Doze horas, sem descanso e sem direito à dobra, se houver trabalho aos domingos. Como algo assim pode ser constitucional?

3) Vimos no último período o discurso do empreendedorismo ganhar força, com expressões políticas como a candidatura asquerosa do coach Pablo Marçal para prefeito de São Paulo. Vendo sua presença entre setores da classe trabalhadora, setores da própria esquerda deram um diagnóstico pessimista para a potencialidade dos trabalhadores, e inclusive incorporaram o discurso do empreendedorismo. A amplitude que a campanha contra a escala 6×1 ganhou não aponta limites para a exploração desenfreada, o discurso neoliberal e o diagnóstico unilateralmente pessimista?

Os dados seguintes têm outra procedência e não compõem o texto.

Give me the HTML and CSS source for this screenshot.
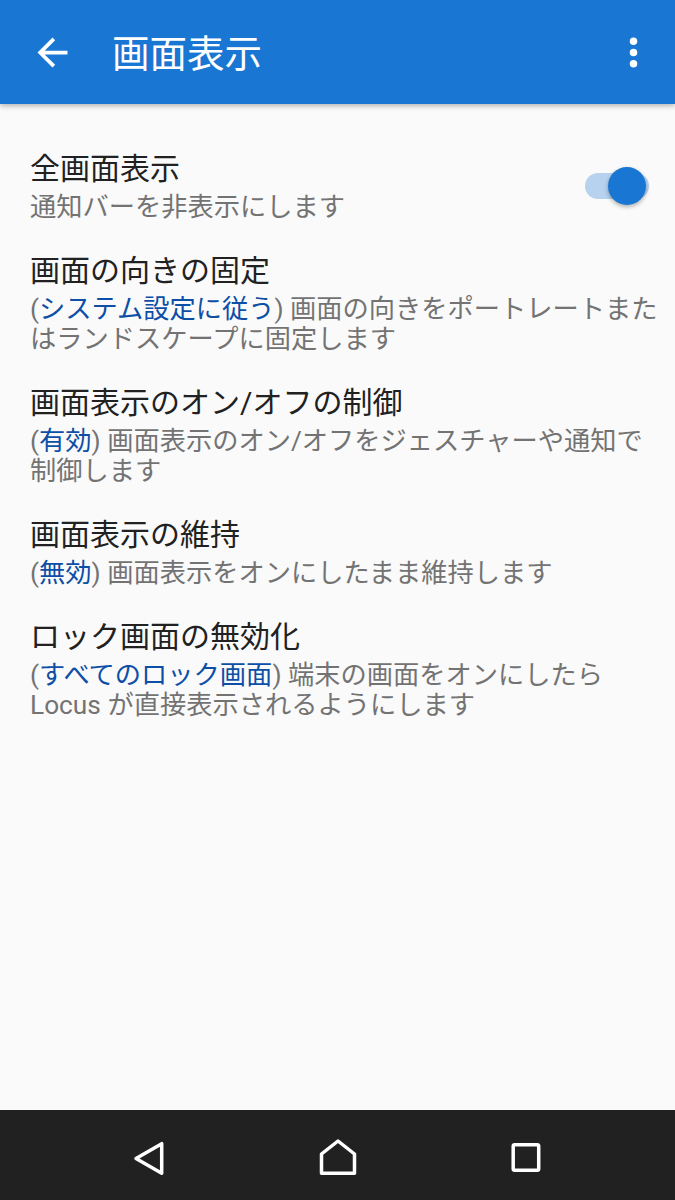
FILE: index.html
```html
<!DOCTYPE html>
<html lang="ja">
<head>
    <meta charset="UTF-8">
    <meta name="viewport" content="width=device-width, initial-scale=1.0">
    <title>画面表示</title>
    <link rel="stylesheet" href="styles.css">
</head>
<body>
    <header class="appbar">
        <svg class="appbar-icon" viewBox="0 0 24 24">
            <path d="M20 11H7.83l5.59-5.59L12 4l-8 8 8 8 1.41-1.41L7.83 13H20v-2z"/>
        </svg>
        <h1 class="appbar-title">画面表示</h1>
        <svg class="appbar-icon appbar-menu" viewBox="0 0 24 24">
            <circle cx="12" cy="6" r="2"/>
            <circle cx="12" cy="12" r="2"/>
            <circle cx="12" cy="18" r="2"/>
        </svg>
    </header>

    <main class="prefs">
        <div class="pref">
            <div class="pref-text">
                <div class="pref-title">全画面表示</div>
                <div class="pref-summary">通知バーを非表示にします</div>
            </div>
            <div class="switch">
                <div class="switch-thumb"></div>
            </div>
        </div>
        <div class="pref">
            <div class="pref-text">
                <div class="pref-title">画面の向きの固定</div>
                <div class="pref-summary">(<span class="value">システム設定に従う</span>) 画面の向きをポートレートまたはランドスケープに固定します</div>
            </div>
        </div>
        <div class="pref">
            <div class="pref-text">
                <div class="pref-title">画面表示のオン/オフの制御</div>
                <div class="pref-summary">(<span class="value">有効</span>) 画面表示のオン/オフをジェスチャーや通知で制御します</div>
            </div>
        </div>
        <div class="pref">
            <div class="pref-text">
                <div class="pref-title">画面表示の維持</div>
                <div class="pref-summary">(<span class="value">無効</span>) 画面表示をオンにしたまま維持します</div>
            </div>
        </div>
        <div class="pref">
            <div class="pref-text">
                <div class="pref-title">ロック画面の無効化</div>
                <div class="pref-summary">(<span class="value">すべてのロック画面</span>) 端末の画面をオンにしたら Locus が直接表示されるようにします</div>
            </div>
        </div>
    </main>

    <nav class="navbar">
        <div class="nav-btn">
            <svg viewBox="0 0 48 48"><polygon points="10,25.5 35.7,10.7 35.7,40.3"/></svg>
        </div>
        <div class="nav-btn">
            <svg viewBox="0 0 48 48"><polygon points="24,8 40.5,21 40.5,40.2 7.5,40.2 7.5,21"/></svg>
        </div>
        <div class="nav-btn">
            <svg viewBox="0 0 48 48"><rect x="11.2" y="11.7" width="25.5" height="25.5" rx="1.5"/></svg>
        </div>
    </nav>
</body>
</html>
```

FILE: styles.css
```css
body {
    font-family: Roboto, "Noto Sans CJK JP", sans-serif;
    background-color: #fafafa;
    margin: 0;
    height: 1200px;
    display: flex;
    flex-direction: column;
}
.appbar {
    position: relative;
    z-index: 1;
    height: 104px;
    flex-shrink: 0;
    display: flex;
    align-items: center;
    padding: 0 19px 0 30px;
    background-color: #1976d2;
    box-shadow: 0 2px 5px rgba(0, 0, 0, 0.28);
}
.appbar-icon {
    width: 45px;
    height: 45px;
    fill: #fff;
    flex-shrink: 0;
}
.appbar-title {
    margin: 0 0 0 37px;
    padding-top: 4px;
    font-size: 37.5px;
    font-weight: normal;
    line-height: 48px;
    color: #fff;
}
.appbar-menu {
    margin-left: auto;
}
.prefs {
    flex: 1;
    padding-top: 31px;
}
.pref {
    display: flex;
    align-items: center;
    padding: 14px 11px 15px 30px;
}
.pref-text {
    flex: 1;
}
.pref-title {
    font-size: 30px;
    line-height: 40px;
    color: #212121;
}
.pref-summary {
    margin-top: 3px;
    font-size: 26.25px;
    line-height: 30px;
    color: #737373;
}
.value {
    color: #0d4ea6;
}
.switch {
    position: relative;
    width: 64px;
    height: 38px;
    margin-right: 15px;
    flex-shrink: 0;
}
.switch::before {
    content: "";
    position: absolute;
    left: 0;
    right: 0;
    top: 6px;
    height: 26px;
    border-radius: 13px;
    background-color: #b6d2ef;
}
.switch-thumb {
    position: absolute;
    right: 3px;
    top: 0;
    width: 38px;
    height: 38px;
    border-radius: 50%;
    background-color: #1976d2;
    box-shadow: 0 2px 4px rgba(0, 0, 0, 0.3);
}
.navbar {
    height: 90px;
    flex-shrink: 0;
    display: flex;
    justify-content: center;
    align-items: center;
    background-color: #212121;
}
.nav-btn {
    width: 188px;
    display: flex;
    justify-content: center;
    padding-top: 4px;
}
.nav-btn svg {
    width: 48px;
    height: 48px;
    fill: none;
    stroke: #fff;
    stroke-width: 3.5;
    stroke-linejoin: round;
}
```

Entendo que o debate em torno do fim da escala 6×1 não é novo e ainda chega tarde às mídias, contudo, considerando que vivemos tempos em que o discurso do empreendedorismo ganha protagonismo, uma pauta cara aos trabalhadores assalariados, que denuncia algo que também atinge aos ditos “empreendedores de si”, como o tempo de vida, trás a tona algo que precisamos retomar: nossas vidas não estão em negociação. Precisamos, infelizmente, retornar o discurso sobre duração de jornada, como se estivéssemos no alvorecer da revolução industrial, quando estamos na verdade, precisamos proteger a vida de trabalhadores super exploradores e submetidos a diversas violências dentro do próprio contrato de trabalho, como acidentes, discriminações, burnout, entre outros.

 

NOTAS

 

1. Artigo 24, inciso II da Instrução Normativa MTP no. 2, de 8 de novembro de 2021: Jornada exaustiva é toda forma de trabalho, de natureza física ou mental que, por sua extensão ou por sua intensidade, acarrete violação de direito fundamental do trabalhador, notadamente os relacionados à segurança, saúde, descanso e convívio familiar e social.